Anyone who can be open-minded about their interior life will begin to see a different world outside themselves values change, things lose their glamour and become plain instruments. In the magic of the imaginary, things exist only to be picked up and toyed with, caressed, broken apart and put together again in any way one sees fit. Once the prime importance of subjectivity is accepted the spell cast upon things is broken. Starting from other people, one's self-pursuit is fruitless, one repeats the same futile gestures time after time. Starting from oneself, on the contrary, gestures are not repeated but taken back into oneself, corrected and realised in a more highly evolved form.
Daydreaming could become the most powerful dynamo in the world. Modern technological expertise, just as it makes everything considered 'Utopian' in the past a purely practical undertaking today, also does away with the purely fairytale nature of dreams. All my wishes can come true from the moment that modern technology is put to their service.
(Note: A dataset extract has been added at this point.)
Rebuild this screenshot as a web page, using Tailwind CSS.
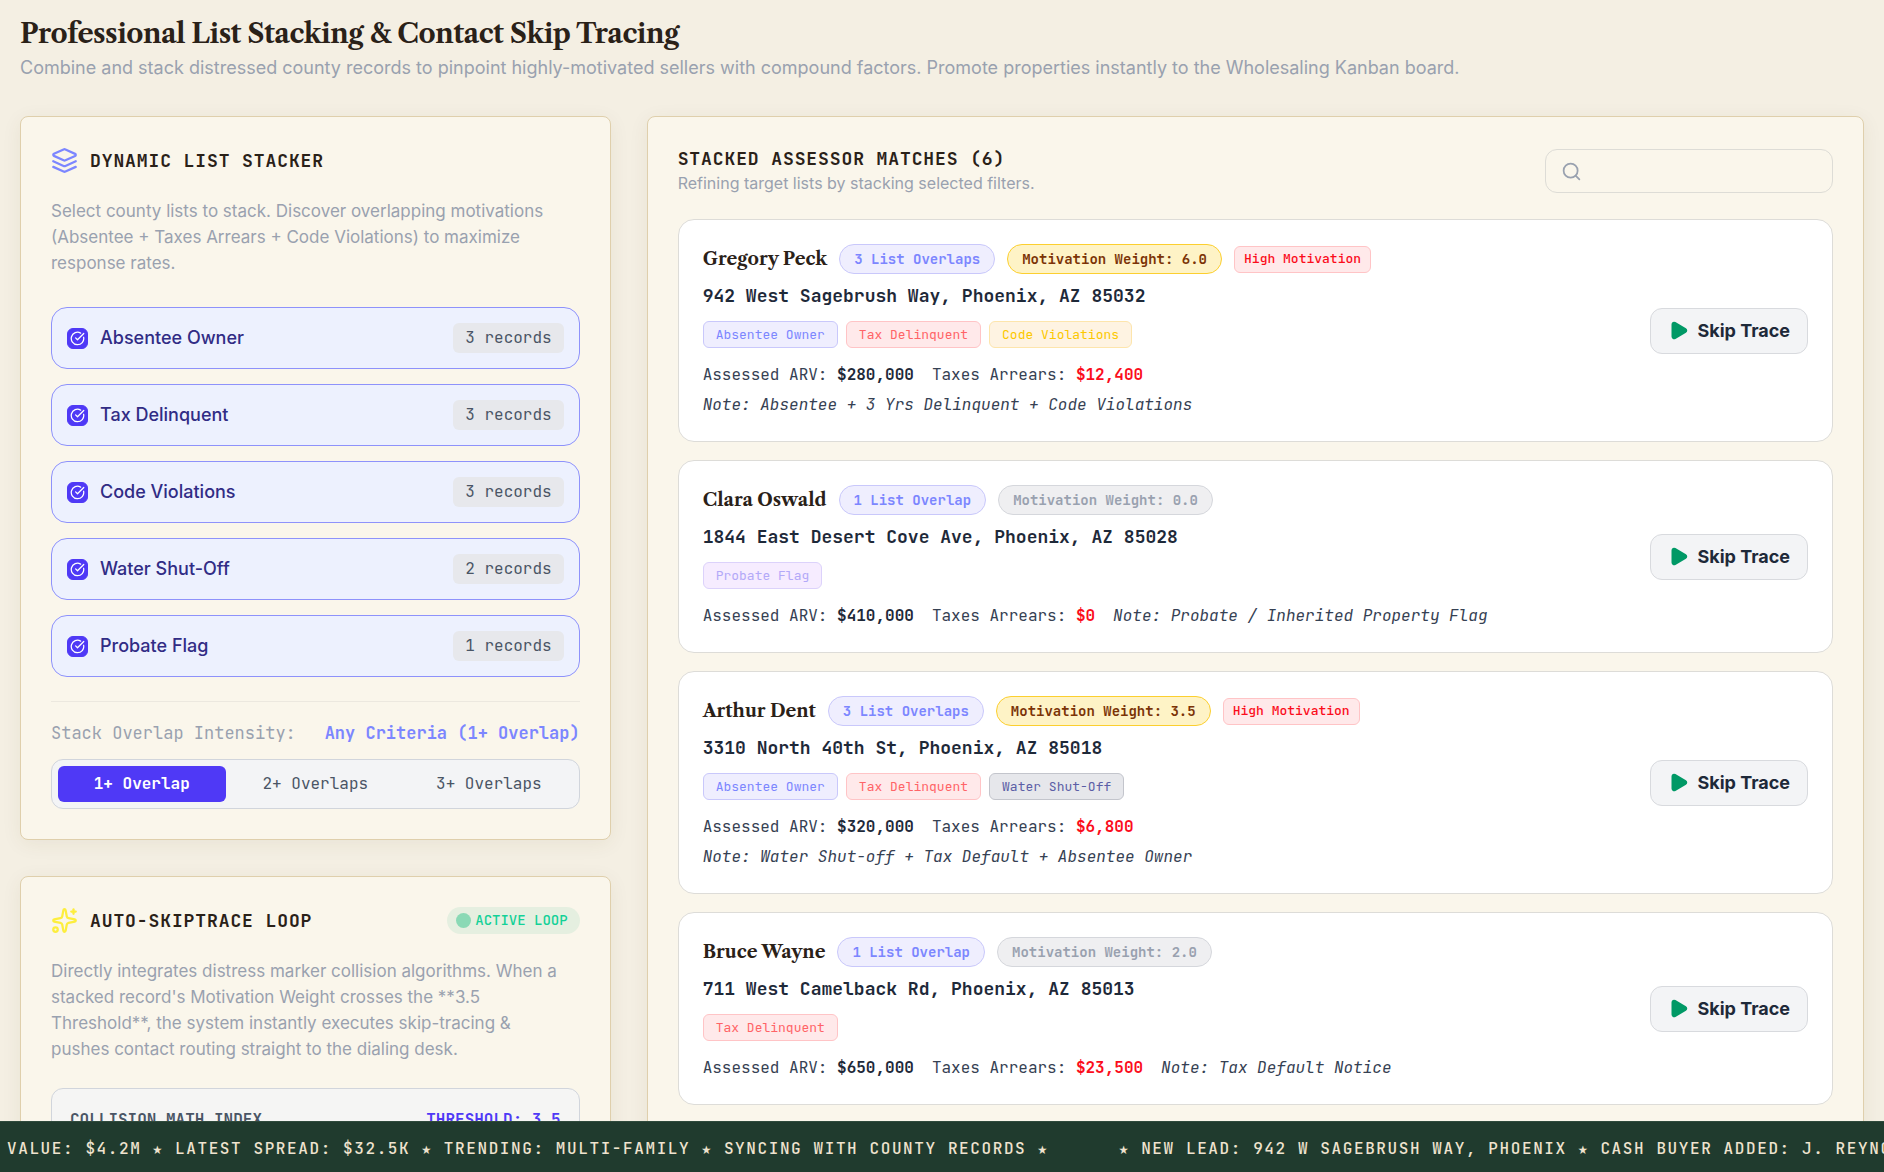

And even deprived of these techniques, can subjectivity ever stray far from the truth? it is possible for me to objectify all that I have dreamt of being. Everyone, at least once in his life has pulled off the same sort of thing as Lassailly or Nechaev; Lassailly, passing himself off as the author of an unwritten book, ends up by becoming a real writer, author of the Roueries de Trialph; Nechaev, touching Bakunin for money in the name of a nonexistent terrorist organisation, finally does get a real group of nihilists going. One day I must be as I have wanted to seem; the particular spectacular role I have so long wanted to be will become genuine. Thus subjectivity subverts roles and spectacular lies to its own ends: it reinvests appearances in reality.
Subjective imagination is not purely spiritual: it is always seeking its practical realisation. There can be no doubt that the artistic spectacle - above all, in its narrative forms - plays on subjectivity's quest for its own self-realisation, but solely by captivating it, by making it function in terms of passive identification. Debord's agitational film Critique de la séparation stresses the point: "Normally, the things that happen to us, things which really do involve us and demand our attention, leave us no more than bored and distant spectators. However, almost any situation, once it has been transposed artistically, awakens our attention: we want to take part in it, to change it. This paradox must be turned upside down - put back on its feet." The forces of the artistic spectacle must be dissolved and their equipment pass into the arsenal of individual dreams. Once armed in this way, there will no longer be any question of treating them as phantasies. This is the only way in which the problem of making art real can be seen.